“Should Children Have to Hug? Family Boundaries in Louisiana”
Dear Abby,
I’m a mother from Louisiana, and I’m struggling with something that happens almost every time our family gets together. My 8-year-old daughter is a sweet, polite, and affectionate child — but she’s also very clear about her personal boundaries. She doesn’t like being forced to hug or kiss people, even close relatives.
At every family gathering, the same scene plays out: an aunt or grandparent opens their arms, expecting a hug or a kiss, and my daughter hesitates. When she politely says she’d rather wave or give a high-five, someone always chimes in with, “Don’t be rude — give Aunt So-and-So a hug!” or “That’s no way to treat family!”
I can see how uncomfortable it makes her, and honestly, it makes me uncomfortable too. I was raised in a generation where kids were expected to show affection on command, but times have changed. I want my daughter to understand that her body is her own and that she gets to decide who touches her — even if it’s just a hug from a well-meaning relative.

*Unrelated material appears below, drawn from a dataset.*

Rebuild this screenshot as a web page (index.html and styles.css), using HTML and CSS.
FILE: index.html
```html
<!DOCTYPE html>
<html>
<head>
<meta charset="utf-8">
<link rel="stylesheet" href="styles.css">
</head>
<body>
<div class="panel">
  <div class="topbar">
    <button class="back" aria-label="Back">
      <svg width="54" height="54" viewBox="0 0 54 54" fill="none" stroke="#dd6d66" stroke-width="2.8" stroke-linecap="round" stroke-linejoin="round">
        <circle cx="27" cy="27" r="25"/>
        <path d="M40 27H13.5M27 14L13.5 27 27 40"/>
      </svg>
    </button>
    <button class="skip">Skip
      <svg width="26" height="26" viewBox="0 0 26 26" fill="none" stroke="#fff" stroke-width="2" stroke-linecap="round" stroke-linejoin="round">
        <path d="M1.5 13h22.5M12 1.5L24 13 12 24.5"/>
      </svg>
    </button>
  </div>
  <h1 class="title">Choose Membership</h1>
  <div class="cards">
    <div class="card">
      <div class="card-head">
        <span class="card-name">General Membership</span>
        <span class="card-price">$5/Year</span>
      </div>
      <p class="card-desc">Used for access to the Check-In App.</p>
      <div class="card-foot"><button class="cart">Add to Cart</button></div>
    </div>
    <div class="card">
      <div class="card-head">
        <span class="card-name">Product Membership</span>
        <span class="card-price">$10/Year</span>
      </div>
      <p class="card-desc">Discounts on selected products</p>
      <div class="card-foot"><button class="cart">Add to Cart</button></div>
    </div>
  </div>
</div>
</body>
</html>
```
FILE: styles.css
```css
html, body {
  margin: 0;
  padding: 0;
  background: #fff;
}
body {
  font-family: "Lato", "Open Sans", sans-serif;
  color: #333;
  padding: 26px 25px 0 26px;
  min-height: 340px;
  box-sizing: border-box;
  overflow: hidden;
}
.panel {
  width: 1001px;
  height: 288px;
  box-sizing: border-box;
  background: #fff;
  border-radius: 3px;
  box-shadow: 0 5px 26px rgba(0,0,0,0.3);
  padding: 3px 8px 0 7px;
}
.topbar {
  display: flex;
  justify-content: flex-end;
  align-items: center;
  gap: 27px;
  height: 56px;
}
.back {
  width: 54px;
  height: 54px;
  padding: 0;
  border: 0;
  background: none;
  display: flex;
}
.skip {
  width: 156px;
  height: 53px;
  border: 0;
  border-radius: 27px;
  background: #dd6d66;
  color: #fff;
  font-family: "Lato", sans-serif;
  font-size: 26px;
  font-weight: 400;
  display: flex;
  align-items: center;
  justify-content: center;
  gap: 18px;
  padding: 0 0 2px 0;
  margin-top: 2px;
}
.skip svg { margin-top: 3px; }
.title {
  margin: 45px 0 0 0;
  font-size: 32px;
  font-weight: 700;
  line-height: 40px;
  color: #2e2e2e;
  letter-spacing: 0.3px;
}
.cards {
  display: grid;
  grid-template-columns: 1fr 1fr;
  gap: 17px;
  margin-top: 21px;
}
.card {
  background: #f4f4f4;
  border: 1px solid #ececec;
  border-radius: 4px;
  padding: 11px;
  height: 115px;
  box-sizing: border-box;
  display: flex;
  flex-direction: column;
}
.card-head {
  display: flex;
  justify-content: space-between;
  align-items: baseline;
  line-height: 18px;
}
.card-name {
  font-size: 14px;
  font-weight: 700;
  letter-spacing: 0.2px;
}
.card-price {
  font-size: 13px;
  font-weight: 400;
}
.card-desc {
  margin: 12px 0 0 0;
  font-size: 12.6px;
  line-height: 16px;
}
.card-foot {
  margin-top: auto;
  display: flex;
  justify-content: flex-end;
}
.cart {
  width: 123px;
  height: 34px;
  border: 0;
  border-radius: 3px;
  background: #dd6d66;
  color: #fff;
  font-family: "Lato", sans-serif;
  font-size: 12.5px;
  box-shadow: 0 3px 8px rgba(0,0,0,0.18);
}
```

My husband says I should just let it go, that it’s “harmless family affection,” but I feel like forcing her sends the wrong message. On the other hand, I don’t want to create tension or seem disrespectful to the older relatives who view hugs and kisses as a sign of love.
Abby, am I overthinking this? How can I help my family understand that this isn’t about being rude — it’s about teaching my daughter that she has the right to her own boundaries?